* Task details: From the listing below, output the lines between the one with "Output the component" and the one with "import React from 'react';", including those two, and nothing else. Pictures are not copied.

* Exercise input:
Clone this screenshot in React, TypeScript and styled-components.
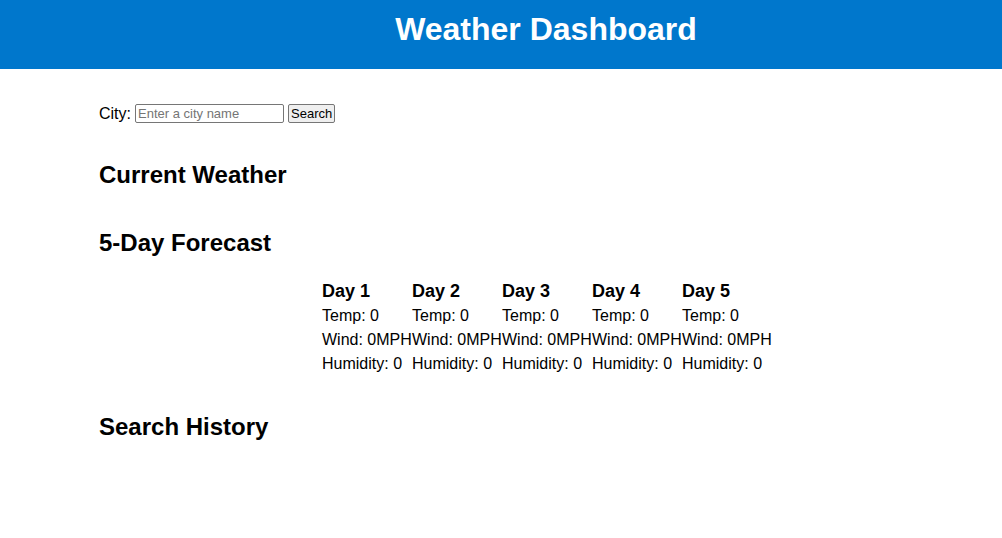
...
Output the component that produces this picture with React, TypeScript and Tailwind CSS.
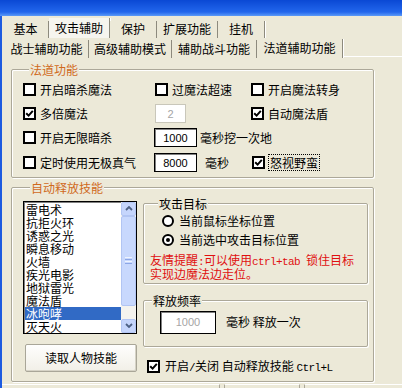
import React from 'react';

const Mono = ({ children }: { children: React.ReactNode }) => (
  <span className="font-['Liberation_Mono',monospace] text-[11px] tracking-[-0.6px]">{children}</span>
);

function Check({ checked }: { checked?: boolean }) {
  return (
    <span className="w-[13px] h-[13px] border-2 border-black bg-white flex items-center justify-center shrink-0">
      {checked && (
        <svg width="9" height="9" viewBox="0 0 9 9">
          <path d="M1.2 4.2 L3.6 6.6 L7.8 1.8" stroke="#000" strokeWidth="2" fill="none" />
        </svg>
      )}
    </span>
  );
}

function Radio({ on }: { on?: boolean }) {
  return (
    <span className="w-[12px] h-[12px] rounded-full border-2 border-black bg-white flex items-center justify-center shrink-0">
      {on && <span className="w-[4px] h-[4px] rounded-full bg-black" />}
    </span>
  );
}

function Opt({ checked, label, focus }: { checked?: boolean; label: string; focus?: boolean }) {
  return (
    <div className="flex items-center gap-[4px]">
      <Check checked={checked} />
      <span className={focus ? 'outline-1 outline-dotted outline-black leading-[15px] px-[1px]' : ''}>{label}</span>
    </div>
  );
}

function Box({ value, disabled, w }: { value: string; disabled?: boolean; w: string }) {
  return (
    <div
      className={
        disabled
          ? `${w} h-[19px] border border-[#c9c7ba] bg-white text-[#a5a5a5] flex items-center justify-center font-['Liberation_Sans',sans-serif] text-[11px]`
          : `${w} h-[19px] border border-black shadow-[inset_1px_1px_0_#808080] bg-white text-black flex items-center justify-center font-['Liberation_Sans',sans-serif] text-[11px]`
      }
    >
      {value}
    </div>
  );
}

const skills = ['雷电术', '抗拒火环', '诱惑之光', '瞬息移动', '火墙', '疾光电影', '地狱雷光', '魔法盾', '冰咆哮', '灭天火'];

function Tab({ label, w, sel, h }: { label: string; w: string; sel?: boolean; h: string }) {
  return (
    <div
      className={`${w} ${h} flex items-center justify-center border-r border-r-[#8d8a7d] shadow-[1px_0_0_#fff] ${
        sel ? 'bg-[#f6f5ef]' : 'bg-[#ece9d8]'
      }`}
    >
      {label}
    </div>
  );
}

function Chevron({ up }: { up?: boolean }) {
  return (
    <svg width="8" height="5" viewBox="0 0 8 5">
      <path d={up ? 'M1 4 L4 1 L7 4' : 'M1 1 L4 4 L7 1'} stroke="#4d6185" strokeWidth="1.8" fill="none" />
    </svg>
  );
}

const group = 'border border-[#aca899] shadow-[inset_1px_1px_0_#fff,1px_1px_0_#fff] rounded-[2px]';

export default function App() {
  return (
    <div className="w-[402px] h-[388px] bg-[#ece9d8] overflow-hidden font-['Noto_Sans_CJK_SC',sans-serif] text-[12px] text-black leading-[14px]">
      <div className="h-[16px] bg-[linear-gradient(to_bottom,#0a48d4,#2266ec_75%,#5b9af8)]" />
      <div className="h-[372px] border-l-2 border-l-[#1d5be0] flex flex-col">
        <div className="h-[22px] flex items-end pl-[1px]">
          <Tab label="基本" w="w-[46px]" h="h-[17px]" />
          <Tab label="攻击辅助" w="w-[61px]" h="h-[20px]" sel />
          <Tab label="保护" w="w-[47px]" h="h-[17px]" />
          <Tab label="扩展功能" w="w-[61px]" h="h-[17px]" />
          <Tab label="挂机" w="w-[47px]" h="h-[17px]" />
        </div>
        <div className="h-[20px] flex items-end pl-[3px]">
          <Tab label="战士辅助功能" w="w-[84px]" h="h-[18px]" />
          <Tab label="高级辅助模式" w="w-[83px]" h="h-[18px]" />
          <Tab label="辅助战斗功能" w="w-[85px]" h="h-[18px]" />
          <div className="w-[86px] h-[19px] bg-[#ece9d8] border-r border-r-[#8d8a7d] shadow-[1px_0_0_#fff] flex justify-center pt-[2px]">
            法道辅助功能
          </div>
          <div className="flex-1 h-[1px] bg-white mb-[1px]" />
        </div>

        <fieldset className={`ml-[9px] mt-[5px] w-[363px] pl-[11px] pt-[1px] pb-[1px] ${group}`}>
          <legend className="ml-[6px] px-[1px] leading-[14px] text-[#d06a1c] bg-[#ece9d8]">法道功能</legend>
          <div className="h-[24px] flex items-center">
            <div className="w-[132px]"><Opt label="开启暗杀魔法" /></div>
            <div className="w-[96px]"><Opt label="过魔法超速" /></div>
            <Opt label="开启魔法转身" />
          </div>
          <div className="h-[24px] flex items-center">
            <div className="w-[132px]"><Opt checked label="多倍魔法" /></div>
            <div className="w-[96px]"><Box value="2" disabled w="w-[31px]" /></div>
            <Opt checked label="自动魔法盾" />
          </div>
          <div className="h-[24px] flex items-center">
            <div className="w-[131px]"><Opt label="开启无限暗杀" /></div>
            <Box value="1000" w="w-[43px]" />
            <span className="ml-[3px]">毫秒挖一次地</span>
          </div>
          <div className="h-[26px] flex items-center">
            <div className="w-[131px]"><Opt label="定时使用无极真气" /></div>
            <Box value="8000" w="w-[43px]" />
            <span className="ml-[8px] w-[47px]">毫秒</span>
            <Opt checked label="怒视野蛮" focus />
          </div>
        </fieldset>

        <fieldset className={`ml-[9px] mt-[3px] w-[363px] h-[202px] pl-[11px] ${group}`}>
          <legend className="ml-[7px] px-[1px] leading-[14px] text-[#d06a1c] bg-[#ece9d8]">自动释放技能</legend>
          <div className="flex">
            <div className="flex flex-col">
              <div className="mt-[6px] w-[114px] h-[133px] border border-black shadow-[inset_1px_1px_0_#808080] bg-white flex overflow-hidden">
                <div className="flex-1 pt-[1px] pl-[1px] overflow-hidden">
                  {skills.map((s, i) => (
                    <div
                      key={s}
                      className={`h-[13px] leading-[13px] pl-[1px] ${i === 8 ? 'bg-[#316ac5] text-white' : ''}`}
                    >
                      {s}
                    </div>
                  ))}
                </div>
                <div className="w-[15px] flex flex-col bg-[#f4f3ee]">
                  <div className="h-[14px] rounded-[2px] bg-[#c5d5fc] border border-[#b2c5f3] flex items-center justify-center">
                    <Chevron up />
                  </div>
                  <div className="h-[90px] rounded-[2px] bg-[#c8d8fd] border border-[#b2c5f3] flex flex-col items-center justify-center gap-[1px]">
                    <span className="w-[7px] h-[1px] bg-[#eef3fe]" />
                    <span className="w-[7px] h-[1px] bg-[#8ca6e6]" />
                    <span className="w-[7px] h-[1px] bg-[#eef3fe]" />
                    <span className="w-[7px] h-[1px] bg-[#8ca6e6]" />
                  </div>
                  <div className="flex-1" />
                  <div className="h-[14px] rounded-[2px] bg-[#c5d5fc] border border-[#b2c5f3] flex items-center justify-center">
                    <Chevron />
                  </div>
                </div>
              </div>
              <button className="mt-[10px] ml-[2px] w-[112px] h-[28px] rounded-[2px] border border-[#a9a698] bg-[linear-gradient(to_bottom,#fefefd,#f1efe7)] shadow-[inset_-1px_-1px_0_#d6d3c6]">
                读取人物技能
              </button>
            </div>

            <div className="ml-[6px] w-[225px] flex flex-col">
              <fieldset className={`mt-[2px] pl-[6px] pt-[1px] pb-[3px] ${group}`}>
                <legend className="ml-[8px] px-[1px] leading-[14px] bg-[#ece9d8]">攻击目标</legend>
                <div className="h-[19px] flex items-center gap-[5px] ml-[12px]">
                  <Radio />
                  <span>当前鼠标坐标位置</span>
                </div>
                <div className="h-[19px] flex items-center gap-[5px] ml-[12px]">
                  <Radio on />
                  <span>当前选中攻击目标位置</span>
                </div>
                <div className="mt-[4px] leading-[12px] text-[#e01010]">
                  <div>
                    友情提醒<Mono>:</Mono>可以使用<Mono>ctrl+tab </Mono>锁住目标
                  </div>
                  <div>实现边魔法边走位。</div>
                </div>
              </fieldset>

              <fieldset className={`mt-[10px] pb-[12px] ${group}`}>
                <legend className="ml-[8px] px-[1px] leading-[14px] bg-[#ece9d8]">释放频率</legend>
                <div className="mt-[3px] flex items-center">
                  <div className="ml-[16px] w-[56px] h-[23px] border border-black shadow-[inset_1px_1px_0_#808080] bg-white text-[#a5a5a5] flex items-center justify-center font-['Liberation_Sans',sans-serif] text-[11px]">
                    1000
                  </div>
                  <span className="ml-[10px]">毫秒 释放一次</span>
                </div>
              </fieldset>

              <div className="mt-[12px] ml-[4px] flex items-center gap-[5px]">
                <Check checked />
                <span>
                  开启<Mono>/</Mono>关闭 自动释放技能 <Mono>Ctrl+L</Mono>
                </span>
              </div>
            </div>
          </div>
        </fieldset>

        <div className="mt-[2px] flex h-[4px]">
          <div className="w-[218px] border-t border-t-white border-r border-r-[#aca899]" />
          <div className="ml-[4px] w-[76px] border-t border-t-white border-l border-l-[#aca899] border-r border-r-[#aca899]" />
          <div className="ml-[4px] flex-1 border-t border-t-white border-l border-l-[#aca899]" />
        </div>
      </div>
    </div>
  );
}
* * *
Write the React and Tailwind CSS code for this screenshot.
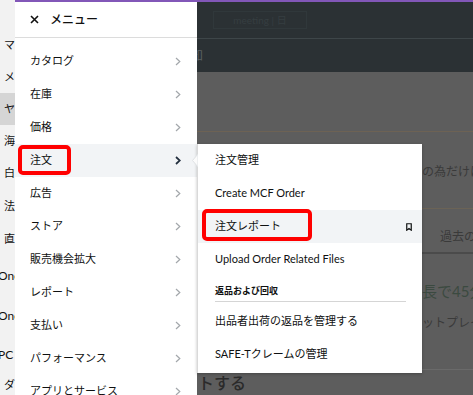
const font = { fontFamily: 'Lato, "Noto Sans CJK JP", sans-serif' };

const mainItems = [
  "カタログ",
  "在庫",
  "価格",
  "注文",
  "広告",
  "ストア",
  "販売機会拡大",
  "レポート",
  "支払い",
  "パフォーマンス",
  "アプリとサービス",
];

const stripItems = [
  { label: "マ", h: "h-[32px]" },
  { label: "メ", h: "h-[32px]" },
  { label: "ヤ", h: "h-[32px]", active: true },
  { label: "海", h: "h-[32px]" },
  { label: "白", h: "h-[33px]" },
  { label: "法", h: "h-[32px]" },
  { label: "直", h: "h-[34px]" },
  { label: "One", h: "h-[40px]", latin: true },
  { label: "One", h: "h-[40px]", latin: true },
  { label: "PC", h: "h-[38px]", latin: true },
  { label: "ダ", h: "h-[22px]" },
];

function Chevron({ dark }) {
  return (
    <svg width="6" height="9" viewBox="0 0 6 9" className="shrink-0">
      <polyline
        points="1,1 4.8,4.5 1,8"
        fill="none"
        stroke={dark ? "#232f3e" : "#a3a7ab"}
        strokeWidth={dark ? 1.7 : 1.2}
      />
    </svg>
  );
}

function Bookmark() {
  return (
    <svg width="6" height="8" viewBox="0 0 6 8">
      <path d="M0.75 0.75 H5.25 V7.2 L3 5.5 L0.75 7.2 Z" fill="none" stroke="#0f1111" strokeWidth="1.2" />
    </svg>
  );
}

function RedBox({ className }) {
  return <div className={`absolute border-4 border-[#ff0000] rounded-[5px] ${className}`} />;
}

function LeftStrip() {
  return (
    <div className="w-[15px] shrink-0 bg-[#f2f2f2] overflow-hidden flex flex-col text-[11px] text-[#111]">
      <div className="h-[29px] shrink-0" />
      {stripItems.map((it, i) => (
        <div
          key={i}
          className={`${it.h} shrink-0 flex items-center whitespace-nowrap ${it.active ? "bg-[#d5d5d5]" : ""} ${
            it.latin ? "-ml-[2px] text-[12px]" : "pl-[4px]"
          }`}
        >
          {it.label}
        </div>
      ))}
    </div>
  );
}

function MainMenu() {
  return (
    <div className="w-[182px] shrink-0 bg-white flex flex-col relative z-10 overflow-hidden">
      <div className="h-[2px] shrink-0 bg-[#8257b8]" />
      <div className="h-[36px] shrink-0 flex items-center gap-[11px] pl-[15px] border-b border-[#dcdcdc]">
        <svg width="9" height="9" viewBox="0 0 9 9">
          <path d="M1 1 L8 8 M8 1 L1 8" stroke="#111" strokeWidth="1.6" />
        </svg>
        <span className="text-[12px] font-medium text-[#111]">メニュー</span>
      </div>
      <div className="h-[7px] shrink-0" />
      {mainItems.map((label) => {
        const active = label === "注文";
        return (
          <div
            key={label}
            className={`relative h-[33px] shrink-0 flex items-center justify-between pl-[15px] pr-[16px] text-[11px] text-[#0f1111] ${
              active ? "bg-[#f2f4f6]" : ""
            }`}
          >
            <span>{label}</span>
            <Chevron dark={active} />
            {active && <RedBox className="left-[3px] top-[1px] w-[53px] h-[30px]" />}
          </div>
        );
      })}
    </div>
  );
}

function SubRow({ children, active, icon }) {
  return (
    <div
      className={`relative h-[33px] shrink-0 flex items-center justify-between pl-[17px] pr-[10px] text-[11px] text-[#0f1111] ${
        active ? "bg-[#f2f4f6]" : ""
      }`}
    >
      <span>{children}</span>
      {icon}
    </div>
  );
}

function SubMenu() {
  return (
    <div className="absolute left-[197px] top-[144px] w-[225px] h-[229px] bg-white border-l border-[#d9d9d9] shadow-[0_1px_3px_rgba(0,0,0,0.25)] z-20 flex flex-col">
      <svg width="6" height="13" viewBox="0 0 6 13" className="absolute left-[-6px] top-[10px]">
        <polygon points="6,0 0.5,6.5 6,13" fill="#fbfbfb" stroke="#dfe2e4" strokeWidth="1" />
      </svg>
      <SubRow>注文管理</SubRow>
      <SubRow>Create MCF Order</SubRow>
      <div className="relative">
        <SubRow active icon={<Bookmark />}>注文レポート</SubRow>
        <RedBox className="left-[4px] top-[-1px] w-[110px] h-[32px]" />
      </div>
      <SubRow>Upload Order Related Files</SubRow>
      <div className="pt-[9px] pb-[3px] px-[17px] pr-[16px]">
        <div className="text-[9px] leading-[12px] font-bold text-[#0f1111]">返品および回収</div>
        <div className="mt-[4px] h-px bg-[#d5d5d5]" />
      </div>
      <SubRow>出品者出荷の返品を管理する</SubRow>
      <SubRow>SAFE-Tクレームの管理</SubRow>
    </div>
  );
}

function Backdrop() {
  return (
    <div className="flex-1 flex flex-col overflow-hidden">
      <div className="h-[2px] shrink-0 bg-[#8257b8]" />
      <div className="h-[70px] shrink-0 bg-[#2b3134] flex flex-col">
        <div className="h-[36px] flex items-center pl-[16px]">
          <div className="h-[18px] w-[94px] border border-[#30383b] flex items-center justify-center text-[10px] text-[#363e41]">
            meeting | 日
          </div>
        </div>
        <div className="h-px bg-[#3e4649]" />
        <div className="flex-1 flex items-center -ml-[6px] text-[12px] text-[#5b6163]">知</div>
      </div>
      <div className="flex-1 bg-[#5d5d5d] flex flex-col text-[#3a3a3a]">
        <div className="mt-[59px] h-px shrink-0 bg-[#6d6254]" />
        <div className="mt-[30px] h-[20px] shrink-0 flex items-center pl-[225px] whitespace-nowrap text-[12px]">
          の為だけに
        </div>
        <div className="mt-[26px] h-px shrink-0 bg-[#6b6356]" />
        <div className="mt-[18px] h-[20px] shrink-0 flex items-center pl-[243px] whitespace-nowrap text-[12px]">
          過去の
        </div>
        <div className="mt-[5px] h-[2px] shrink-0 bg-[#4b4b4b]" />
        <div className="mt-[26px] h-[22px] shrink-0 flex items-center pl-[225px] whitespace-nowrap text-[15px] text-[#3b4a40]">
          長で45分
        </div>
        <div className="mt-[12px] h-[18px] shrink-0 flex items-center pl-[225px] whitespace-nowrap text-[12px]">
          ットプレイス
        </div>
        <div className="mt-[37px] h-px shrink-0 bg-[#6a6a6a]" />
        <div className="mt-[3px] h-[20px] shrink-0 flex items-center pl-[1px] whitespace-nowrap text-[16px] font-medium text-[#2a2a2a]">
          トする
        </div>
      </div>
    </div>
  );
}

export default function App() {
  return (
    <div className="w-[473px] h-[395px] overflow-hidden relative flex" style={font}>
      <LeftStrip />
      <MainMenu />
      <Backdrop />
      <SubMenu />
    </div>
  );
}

* Problem solution:
Output the component that produces this picture with React, TypeScript and Tailwind CSS.
import React from 'react';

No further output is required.